Exercise aim: Collect every line in the records below that contains the word "this".

[Web page code records]
######

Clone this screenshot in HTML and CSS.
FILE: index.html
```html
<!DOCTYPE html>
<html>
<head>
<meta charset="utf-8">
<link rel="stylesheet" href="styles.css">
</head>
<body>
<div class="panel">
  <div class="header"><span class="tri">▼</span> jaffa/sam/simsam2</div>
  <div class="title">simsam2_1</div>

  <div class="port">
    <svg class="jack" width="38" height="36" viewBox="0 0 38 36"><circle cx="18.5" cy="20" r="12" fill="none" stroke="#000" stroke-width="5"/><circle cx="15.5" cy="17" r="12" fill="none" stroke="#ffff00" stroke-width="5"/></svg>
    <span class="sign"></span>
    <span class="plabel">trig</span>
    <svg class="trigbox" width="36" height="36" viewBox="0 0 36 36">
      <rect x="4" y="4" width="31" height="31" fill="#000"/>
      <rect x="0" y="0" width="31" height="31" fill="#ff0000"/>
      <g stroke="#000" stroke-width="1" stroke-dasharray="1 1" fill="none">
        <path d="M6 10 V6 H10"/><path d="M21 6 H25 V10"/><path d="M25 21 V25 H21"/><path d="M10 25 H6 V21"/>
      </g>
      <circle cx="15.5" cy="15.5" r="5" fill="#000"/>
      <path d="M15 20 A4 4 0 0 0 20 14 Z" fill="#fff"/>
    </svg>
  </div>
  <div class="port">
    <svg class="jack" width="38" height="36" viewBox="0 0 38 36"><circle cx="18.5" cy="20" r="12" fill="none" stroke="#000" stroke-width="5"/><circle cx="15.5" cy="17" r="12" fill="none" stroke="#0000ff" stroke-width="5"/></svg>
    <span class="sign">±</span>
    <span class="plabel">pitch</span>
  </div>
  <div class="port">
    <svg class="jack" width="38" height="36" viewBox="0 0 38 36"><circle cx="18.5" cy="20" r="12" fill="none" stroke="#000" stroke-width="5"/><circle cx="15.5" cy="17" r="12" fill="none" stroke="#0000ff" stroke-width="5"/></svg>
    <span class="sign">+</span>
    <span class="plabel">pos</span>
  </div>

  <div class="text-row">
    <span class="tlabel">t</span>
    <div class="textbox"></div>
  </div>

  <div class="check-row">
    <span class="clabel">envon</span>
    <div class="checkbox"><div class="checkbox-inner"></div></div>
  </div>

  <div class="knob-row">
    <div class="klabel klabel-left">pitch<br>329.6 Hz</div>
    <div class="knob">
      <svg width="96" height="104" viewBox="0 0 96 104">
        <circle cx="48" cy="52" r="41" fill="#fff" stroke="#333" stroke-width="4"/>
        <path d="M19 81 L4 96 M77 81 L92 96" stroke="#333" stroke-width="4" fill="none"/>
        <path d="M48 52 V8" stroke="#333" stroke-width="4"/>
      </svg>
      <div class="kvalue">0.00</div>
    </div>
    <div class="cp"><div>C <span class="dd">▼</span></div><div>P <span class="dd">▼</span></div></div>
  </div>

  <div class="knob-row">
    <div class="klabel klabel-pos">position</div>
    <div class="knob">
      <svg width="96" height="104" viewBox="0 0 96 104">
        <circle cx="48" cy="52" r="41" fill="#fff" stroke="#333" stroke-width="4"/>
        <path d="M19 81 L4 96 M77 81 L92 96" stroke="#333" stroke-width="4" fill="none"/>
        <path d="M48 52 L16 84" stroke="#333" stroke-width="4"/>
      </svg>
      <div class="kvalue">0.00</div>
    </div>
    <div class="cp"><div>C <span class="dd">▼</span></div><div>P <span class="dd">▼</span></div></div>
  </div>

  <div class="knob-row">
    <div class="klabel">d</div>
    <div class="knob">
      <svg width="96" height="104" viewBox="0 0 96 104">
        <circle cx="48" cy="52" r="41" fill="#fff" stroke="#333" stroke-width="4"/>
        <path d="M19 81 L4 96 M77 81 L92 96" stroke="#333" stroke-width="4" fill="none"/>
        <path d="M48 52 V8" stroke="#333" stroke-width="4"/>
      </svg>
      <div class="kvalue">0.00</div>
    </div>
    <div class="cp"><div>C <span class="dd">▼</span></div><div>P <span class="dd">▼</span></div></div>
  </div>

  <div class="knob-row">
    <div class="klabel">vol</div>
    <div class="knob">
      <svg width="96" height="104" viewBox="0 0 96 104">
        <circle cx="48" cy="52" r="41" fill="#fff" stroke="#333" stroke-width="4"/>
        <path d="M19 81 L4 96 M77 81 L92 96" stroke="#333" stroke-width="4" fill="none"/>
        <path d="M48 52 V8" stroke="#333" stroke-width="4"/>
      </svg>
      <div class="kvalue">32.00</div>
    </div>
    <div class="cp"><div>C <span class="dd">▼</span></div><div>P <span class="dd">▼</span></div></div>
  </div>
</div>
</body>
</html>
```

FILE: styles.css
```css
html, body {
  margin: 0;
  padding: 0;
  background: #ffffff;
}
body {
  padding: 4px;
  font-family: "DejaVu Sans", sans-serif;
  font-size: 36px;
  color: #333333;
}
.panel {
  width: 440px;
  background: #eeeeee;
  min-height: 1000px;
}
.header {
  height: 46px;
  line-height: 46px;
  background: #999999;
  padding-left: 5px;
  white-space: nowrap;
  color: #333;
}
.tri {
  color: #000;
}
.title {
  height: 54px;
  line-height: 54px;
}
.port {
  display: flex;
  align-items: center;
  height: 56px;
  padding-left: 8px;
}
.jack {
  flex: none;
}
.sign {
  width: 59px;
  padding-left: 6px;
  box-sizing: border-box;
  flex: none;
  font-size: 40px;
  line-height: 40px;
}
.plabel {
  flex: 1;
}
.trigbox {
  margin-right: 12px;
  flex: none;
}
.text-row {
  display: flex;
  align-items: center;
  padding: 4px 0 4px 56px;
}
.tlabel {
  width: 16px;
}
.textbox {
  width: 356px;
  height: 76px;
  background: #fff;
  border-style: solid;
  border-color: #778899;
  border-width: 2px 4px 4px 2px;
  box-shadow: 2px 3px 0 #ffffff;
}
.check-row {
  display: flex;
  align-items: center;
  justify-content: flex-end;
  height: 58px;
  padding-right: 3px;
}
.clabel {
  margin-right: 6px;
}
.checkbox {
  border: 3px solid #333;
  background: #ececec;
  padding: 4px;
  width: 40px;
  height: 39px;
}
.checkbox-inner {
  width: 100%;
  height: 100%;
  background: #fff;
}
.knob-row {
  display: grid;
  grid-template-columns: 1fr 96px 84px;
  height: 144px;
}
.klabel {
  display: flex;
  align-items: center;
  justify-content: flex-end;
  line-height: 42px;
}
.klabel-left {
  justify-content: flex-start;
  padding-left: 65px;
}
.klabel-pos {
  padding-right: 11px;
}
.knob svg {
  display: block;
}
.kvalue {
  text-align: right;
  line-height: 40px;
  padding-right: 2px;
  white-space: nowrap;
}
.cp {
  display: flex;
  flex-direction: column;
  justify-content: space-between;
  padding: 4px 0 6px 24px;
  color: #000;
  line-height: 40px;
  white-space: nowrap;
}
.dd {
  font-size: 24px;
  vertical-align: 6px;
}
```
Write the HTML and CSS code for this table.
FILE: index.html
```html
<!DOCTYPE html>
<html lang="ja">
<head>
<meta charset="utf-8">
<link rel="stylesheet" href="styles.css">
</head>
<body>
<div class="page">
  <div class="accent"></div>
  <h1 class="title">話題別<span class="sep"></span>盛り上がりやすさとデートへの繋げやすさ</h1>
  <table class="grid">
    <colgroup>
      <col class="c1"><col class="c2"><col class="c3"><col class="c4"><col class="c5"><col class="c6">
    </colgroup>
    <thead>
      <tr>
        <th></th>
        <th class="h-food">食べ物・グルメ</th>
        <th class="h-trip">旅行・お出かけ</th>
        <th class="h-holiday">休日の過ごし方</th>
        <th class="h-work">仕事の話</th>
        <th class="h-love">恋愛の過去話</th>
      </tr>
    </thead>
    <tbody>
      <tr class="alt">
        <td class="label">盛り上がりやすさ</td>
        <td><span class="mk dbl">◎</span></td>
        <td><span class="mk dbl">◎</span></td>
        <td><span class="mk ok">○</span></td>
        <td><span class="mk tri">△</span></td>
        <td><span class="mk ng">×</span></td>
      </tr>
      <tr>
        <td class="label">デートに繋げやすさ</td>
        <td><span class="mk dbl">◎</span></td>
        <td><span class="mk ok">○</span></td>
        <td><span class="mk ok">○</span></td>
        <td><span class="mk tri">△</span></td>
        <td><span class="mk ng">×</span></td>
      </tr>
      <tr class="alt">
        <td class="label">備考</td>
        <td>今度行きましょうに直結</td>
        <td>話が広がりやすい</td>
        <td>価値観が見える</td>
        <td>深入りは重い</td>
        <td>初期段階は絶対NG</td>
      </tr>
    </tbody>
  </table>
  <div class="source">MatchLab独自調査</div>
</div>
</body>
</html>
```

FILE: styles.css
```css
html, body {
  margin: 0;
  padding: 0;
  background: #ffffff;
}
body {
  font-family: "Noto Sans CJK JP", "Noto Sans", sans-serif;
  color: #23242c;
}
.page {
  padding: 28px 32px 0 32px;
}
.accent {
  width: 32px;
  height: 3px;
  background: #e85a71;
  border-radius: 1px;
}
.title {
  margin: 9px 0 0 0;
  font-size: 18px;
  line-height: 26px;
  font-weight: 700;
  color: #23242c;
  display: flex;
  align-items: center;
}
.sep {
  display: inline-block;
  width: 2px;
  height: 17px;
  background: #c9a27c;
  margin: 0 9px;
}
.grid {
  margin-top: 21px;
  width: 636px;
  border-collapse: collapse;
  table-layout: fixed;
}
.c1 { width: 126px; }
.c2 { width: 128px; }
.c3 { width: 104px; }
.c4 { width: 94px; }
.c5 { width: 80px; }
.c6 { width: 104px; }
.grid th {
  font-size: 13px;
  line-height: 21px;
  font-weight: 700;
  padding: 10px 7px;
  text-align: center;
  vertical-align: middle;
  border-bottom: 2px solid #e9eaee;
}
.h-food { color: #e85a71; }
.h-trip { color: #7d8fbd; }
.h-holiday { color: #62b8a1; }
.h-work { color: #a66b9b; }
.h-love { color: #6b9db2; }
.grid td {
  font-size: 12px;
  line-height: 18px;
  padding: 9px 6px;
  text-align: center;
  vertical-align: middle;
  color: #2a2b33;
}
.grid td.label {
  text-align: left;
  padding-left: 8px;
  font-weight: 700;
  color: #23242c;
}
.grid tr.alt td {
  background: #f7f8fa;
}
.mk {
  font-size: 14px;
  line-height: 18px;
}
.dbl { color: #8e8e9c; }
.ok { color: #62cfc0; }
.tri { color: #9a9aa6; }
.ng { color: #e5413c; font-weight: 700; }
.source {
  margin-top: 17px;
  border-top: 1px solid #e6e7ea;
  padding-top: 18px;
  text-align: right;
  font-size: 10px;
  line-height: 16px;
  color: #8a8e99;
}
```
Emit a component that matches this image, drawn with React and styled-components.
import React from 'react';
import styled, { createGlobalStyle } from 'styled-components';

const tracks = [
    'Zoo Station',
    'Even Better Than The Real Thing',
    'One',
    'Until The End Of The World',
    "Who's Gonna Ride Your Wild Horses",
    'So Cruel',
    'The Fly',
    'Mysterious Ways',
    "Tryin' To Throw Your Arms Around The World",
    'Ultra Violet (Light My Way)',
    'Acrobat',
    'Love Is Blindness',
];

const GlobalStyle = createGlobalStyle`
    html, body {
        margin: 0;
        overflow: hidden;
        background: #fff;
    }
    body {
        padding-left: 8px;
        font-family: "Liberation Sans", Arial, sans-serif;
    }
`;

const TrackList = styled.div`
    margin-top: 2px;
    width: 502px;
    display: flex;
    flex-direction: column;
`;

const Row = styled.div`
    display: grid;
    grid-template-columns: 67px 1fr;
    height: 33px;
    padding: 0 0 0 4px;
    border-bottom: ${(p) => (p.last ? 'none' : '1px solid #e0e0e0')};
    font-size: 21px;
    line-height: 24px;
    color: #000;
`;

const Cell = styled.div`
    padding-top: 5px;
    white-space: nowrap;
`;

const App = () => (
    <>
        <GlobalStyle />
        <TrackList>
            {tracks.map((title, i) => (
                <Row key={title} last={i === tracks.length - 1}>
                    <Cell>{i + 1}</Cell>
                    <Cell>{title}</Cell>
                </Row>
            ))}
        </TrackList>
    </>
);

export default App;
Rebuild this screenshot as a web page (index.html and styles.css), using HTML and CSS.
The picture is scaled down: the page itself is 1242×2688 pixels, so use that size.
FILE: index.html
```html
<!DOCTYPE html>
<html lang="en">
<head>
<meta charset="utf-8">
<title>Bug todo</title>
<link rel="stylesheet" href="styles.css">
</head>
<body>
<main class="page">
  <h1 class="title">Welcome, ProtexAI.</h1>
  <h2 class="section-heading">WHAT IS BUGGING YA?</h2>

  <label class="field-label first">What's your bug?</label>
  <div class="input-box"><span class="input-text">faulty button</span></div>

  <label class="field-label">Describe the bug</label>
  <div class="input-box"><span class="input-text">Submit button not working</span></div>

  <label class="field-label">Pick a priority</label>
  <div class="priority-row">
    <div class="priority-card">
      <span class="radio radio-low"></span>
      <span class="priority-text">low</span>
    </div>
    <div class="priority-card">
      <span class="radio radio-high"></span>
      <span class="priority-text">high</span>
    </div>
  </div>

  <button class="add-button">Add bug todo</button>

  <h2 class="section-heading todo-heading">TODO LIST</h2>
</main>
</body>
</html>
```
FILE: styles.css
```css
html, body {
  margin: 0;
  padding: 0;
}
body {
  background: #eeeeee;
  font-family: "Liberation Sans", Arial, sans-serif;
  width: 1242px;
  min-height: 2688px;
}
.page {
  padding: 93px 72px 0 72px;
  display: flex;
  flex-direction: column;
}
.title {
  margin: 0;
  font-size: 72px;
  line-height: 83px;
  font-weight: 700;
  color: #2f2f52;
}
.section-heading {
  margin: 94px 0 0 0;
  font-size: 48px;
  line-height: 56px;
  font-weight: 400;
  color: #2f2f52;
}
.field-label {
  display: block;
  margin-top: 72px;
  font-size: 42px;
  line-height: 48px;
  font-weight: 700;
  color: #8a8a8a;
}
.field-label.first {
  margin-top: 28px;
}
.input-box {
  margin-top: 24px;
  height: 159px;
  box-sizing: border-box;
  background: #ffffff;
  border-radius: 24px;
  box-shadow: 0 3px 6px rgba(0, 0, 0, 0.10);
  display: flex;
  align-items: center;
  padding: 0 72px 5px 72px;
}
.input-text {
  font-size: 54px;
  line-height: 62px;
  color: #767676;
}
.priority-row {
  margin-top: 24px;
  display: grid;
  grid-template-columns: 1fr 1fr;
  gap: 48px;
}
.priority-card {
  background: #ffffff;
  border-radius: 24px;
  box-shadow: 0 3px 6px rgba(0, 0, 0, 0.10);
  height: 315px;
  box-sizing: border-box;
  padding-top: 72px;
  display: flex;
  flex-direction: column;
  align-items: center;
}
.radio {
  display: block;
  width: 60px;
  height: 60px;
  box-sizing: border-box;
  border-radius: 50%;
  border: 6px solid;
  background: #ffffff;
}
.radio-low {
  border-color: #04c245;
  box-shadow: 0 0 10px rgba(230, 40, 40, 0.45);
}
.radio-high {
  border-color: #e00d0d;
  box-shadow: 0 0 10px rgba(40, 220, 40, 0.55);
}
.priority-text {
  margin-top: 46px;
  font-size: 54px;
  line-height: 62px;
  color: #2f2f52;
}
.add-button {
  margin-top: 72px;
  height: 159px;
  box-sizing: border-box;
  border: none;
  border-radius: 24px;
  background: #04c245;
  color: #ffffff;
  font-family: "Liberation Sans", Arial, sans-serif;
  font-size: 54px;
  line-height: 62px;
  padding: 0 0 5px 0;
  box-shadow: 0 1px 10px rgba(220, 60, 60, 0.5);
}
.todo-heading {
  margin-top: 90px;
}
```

######

Finished exercise:
Clone this screenshot in HTML and CSS.
Write the HTML and CSS code for this table.
Emit a component that matches this image, drawn with React and styled-components.
Rebuild this screenshot as a web page (index.html and styles.css), using HTML and CSS.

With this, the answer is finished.